Witter, who grew up in Hertfordshire, was immensely inspired by Henry Moore’s bone derived sculptures and visited Moore’s maquette studio regularly. She has also been influenced by Eileen Agar’s approach to nature and transformation through found objects and unorthodox juxtaposition that challenge our macabre relationship with bone.
Emma Witter is a London based artist. In 2008, she earned her diploma in Art and Design from The London College of Fashion. In 2012, she received a first-class honours degree in Performance Design and Practice from Central Saint Martins. On graduating, Witter won the ‘Seed Fund’ Award’ from the University of the Arts London – a grant to set up her own studio practice. At the same time, she was awarded a start-up grant from The Princes Trust Enterprise Programme. After a year of studio practice, she was nominated for the ‘Best New Business Award’ during UAL Enterprise Week 2014, and won.
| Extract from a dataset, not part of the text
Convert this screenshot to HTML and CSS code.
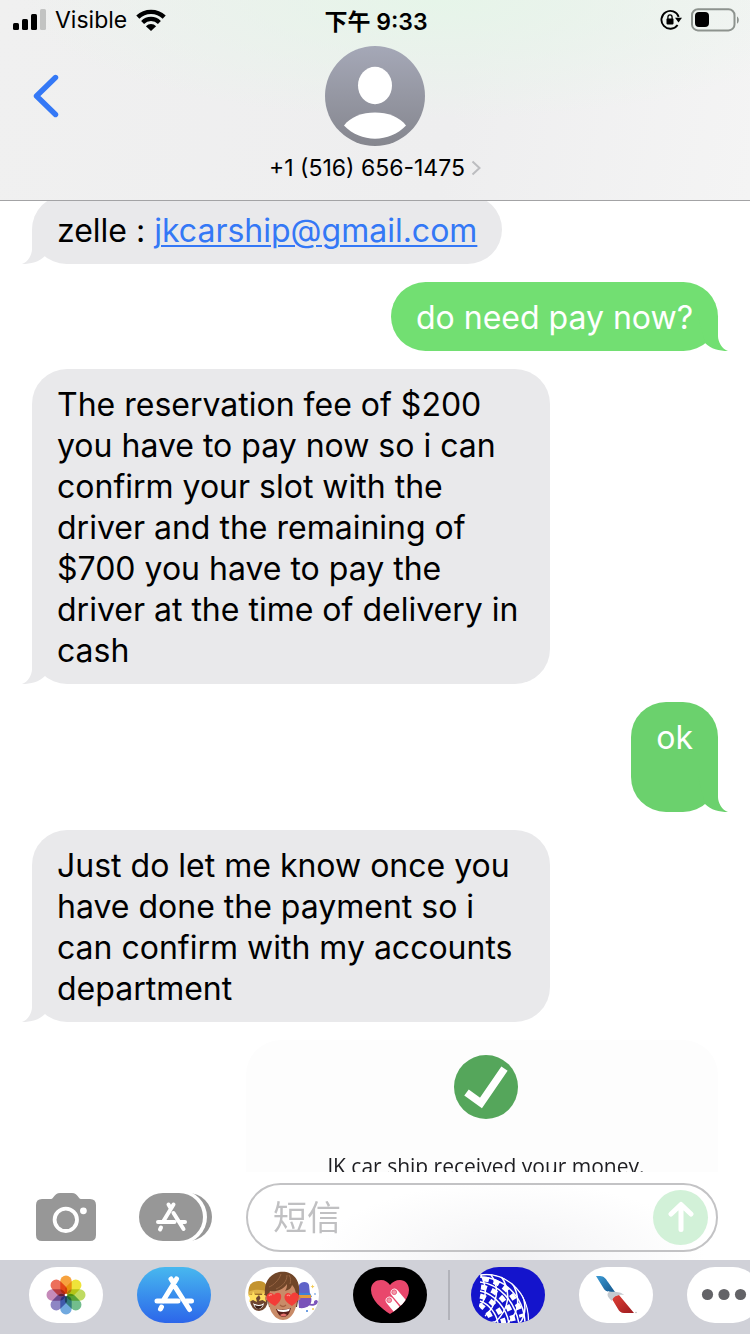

Other awards include ‘Eccentric Artist of the Year’ 2015, from The Eccentric Club – and the category of ‘Personal/Non published’ in the Creative Review Photo Annual 2015. She was selected at the Worth Global Style Network talent section as ‘One to Watch’. Her work has been featured in publications such as The Gourmand, Vice Munchies, Mosaic Science and many more.
Witter has participated in numerous exhibitions, most notably her solo show ‘Bloom’ at Hix Art 2018, an exhibition resulting from her three-month residency at Hix’s Tramshed restaurant. She was selected twice for the ING Discerning Eye show at The Mall Galleries 2017, and The London Group Open at The Cello Factory, in 2015 and 2017.Currently, she is a studio resident at Sarabande, the Lee Alexander McQueen Foundation, in London.